#### INPUT RECORDS ####
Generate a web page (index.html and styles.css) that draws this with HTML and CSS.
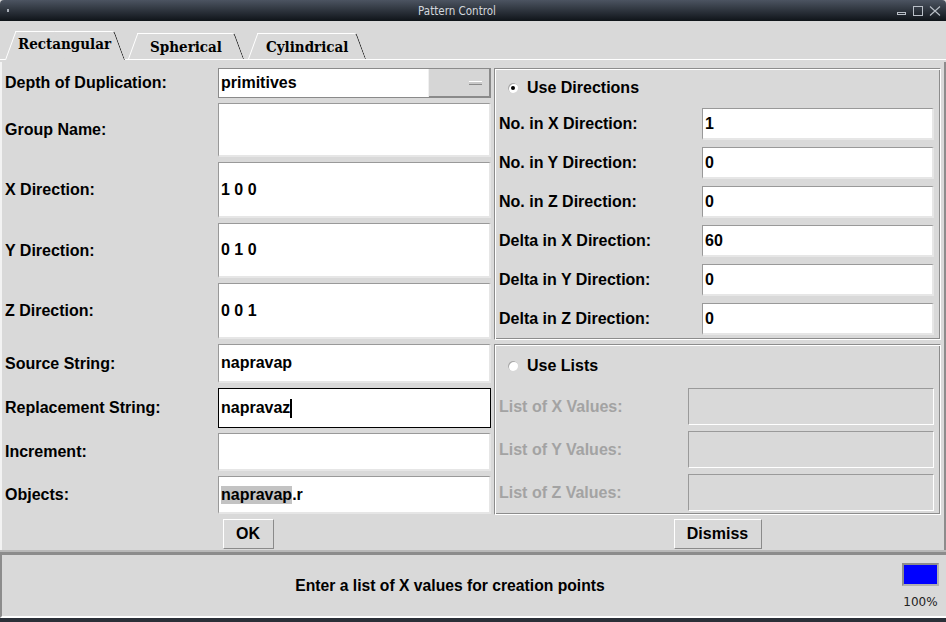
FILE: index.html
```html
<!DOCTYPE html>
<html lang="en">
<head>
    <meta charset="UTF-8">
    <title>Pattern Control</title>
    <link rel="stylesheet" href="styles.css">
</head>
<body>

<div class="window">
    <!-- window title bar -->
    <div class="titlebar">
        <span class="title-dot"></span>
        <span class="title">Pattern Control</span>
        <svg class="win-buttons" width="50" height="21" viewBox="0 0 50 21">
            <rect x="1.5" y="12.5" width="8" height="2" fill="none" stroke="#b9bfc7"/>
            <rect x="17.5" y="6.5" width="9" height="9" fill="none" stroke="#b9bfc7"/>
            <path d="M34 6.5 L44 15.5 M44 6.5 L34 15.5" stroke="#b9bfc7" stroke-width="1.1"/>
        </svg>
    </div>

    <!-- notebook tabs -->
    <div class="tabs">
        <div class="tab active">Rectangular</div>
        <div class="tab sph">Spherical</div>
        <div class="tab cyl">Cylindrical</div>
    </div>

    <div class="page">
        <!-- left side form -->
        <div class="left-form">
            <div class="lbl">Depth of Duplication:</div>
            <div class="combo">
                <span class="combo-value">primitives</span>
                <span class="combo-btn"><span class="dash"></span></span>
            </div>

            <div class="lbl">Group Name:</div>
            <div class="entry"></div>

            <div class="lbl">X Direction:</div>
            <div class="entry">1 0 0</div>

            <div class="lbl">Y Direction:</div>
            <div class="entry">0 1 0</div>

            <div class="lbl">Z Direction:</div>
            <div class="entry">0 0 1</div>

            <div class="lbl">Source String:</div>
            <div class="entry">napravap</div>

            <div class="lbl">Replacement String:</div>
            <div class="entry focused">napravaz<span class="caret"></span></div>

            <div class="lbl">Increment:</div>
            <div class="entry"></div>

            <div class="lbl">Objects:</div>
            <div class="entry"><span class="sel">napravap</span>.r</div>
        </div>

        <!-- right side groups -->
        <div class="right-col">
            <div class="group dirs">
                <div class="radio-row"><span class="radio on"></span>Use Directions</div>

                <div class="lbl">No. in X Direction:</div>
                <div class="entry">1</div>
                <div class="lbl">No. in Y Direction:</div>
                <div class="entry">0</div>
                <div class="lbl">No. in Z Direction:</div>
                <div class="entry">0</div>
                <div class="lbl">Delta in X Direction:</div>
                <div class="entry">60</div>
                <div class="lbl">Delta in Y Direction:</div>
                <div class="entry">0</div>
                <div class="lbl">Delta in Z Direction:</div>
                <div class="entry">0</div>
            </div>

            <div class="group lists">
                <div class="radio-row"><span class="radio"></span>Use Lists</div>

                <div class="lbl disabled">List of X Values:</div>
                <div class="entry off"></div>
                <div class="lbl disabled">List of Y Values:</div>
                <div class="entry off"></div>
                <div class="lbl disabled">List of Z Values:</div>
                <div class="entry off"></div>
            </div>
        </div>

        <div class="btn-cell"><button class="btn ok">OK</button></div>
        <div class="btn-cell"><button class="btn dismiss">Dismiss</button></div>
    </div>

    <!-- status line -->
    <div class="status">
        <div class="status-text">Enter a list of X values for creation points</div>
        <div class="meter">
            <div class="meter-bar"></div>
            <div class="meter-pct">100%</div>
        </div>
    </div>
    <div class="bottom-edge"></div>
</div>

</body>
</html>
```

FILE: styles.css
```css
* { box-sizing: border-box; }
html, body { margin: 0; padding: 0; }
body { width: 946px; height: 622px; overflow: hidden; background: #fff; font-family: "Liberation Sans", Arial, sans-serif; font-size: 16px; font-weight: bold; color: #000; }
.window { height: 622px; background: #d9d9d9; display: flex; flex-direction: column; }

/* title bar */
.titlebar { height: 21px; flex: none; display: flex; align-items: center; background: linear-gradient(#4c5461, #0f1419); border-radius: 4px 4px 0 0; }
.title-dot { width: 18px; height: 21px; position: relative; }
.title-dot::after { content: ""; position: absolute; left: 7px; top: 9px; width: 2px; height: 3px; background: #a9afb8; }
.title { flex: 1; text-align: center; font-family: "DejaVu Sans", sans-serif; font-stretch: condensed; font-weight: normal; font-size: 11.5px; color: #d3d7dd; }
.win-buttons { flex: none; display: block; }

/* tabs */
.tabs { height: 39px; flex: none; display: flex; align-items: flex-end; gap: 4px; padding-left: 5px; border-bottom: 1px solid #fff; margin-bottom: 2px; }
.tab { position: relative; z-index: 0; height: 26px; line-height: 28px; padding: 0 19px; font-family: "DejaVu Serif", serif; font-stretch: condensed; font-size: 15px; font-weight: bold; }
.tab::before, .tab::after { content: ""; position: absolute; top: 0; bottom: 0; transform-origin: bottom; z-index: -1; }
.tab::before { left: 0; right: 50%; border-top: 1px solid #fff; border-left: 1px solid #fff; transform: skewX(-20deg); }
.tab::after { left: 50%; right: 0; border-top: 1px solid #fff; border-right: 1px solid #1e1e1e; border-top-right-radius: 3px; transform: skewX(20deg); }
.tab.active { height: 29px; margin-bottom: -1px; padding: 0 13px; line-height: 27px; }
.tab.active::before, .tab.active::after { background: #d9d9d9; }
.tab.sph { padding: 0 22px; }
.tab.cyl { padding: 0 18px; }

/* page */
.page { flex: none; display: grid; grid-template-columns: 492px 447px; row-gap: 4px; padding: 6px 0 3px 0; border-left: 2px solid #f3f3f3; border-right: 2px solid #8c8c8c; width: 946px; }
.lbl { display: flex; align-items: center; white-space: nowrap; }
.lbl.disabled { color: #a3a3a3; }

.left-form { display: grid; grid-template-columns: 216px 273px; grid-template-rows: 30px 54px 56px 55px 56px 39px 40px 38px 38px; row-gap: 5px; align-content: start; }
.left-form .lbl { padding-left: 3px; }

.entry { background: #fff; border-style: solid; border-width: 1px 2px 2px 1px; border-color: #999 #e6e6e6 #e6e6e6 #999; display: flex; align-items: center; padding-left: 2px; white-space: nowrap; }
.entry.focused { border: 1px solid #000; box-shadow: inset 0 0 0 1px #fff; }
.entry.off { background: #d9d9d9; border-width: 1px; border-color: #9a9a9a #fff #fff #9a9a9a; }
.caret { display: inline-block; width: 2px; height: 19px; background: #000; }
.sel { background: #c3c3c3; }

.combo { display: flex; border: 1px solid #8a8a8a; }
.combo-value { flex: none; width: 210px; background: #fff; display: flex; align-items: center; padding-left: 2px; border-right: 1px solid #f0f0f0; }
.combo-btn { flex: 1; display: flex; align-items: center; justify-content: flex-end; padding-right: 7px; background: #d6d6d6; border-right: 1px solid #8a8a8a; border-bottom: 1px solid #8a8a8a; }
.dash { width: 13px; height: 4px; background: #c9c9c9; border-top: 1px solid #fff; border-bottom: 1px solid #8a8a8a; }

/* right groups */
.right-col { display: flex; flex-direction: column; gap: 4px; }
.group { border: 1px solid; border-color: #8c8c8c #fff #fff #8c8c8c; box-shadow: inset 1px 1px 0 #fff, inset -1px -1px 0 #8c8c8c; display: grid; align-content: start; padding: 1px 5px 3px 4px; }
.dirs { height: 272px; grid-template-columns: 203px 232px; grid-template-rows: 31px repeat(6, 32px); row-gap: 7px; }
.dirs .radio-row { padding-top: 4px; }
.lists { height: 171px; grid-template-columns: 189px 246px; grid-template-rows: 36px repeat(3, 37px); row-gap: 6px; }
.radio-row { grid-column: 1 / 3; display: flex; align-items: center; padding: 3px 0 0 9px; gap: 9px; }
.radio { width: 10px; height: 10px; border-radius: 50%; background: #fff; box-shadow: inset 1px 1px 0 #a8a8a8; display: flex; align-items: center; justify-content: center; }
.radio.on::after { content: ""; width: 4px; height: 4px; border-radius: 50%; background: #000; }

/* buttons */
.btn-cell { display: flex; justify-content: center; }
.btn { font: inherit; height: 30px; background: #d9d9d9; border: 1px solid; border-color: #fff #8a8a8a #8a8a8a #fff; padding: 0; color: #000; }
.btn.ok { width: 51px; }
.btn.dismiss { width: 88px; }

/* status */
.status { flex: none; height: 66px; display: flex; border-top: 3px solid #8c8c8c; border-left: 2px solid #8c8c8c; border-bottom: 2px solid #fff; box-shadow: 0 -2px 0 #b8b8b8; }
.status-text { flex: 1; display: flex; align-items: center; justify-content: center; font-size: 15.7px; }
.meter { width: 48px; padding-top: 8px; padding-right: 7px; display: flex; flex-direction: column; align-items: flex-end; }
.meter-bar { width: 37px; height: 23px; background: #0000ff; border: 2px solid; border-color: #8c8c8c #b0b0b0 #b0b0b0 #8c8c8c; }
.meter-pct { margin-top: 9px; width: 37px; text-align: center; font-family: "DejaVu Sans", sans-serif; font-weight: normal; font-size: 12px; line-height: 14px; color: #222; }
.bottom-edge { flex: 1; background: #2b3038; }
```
####
#### INPUT RECORDS ####
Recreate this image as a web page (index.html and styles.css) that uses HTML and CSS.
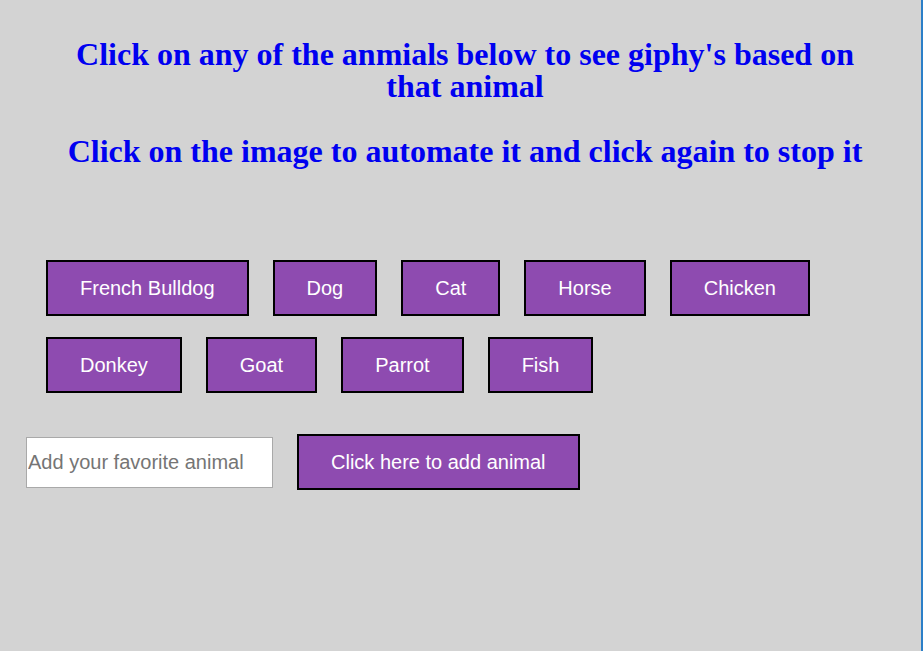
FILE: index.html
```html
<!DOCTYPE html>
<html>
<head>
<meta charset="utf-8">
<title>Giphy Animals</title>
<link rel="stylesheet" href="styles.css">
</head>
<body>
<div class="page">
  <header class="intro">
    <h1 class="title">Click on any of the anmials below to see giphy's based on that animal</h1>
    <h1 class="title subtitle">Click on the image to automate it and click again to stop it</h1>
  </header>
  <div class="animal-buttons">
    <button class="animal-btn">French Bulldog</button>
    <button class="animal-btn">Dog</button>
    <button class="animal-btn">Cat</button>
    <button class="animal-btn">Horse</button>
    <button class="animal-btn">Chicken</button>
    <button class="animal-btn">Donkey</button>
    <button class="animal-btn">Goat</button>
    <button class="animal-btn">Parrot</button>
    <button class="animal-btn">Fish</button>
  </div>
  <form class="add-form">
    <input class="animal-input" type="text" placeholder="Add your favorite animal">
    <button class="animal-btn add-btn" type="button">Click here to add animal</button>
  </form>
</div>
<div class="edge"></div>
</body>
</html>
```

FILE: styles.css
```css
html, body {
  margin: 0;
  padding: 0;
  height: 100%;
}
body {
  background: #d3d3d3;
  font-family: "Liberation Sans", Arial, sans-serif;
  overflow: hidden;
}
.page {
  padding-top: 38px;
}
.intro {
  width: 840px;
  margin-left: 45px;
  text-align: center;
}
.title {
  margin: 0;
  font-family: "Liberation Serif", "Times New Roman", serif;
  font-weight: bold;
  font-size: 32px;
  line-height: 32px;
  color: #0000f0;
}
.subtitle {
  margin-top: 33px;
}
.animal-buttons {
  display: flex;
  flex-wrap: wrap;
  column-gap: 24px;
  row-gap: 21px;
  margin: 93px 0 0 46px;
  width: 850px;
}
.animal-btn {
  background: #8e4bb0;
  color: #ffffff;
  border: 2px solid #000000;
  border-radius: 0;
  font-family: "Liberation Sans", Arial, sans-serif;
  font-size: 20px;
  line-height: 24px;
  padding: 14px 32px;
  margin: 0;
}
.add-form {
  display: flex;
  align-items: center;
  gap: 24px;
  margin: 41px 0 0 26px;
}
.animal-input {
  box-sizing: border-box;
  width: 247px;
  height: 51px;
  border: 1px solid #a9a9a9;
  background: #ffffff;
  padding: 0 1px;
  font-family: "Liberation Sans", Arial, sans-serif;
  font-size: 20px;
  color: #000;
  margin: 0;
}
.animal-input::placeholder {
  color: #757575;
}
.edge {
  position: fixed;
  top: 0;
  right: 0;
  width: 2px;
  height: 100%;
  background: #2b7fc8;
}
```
####
#### INPUT RECORDS ####
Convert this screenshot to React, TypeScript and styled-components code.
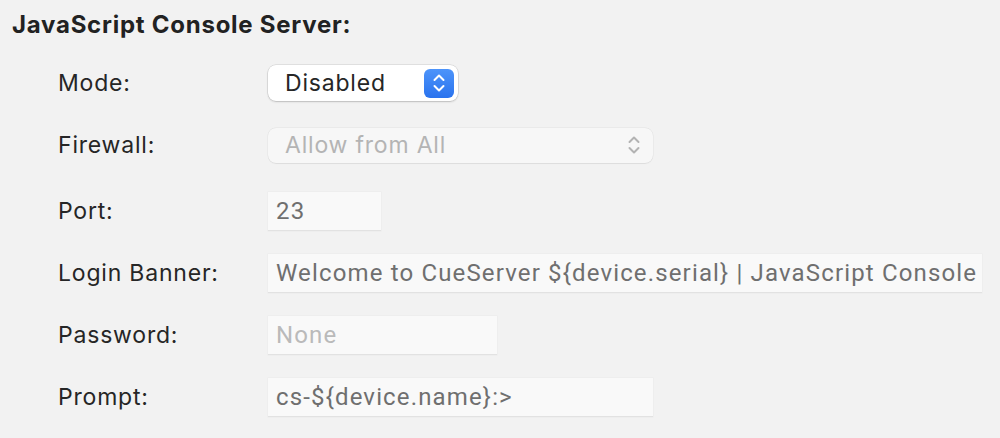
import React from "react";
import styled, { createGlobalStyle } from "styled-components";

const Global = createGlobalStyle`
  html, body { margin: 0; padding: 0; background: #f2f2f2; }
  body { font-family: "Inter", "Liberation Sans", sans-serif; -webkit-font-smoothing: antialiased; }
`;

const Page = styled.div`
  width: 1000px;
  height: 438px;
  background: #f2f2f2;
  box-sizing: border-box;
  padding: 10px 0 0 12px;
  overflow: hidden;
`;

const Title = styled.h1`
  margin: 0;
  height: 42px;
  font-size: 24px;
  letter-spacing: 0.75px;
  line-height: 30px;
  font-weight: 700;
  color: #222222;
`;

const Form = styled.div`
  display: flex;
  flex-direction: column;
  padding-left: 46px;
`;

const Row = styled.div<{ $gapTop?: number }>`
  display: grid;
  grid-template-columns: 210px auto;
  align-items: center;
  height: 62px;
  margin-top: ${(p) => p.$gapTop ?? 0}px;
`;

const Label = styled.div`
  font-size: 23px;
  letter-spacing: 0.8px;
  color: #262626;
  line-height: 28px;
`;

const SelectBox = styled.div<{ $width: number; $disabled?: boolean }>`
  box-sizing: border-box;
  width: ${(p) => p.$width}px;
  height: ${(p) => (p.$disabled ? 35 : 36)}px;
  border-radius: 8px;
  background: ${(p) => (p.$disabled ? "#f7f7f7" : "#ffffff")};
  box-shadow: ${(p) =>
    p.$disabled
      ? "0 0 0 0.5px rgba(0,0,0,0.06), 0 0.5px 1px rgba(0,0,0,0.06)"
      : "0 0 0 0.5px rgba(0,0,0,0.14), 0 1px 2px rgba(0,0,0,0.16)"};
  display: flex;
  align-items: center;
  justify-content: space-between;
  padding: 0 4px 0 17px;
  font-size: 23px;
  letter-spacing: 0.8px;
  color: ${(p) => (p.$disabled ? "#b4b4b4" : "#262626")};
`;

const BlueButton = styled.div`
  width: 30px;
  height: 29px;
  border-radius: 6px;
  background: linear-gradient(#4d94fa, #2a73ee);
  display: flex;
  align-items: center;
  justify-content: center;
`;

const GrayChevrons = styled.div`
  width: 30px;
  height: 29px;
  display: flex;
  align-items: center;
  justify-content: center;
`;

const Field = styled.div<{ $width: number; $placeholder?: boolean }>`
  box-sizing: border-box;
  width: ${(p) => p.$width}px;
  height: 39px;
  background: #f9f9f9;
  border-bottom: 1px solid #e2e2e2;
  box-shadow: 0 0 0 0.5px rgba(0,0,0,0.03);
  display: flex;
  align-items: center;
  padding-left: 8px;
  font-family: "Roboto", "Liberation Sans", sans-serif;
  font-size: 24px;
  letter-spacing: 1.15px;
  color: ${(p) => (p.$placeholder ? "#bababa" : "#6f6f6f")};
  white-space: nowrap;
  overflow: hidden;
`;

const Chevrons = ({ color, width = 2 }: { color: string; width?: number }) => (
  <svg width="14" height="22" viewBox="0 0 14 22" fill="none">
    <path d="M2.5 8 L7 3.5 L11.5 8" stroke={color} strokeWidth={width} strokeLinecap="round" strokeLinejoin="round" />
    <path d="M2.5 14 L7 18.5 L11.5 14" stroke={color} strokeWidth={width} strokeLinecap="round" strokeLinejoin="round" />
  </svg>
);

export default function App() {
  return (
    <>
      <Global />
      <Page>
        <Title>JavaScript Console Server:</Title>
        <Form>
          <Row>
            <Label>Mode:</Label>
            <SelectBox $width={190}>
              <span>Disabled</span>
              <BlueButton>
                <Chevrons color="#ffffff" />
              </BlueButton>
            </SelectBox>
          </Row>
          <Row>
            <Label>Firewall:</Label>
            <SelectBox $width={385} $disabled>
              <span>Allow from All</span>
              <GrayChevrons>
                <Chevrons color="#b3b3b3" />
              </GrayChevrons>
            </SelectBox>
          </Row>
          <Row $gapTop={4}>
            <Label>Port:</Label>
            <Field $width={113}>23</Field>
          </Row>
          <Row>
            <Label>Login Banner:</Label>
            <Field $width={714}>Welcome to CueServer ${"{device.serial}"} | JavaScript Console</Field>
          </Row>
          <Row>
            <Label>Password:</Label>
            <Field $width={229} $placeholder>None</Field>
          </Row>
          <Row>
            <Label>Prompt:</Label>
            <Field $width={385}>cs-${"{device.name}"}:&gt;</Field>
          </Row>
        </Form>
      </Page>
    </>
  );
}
####
» **REQUIREMENTS**
Identify how many lines in the entries above contain the word "this" and provide only that figure.

» **THE RESULT**
3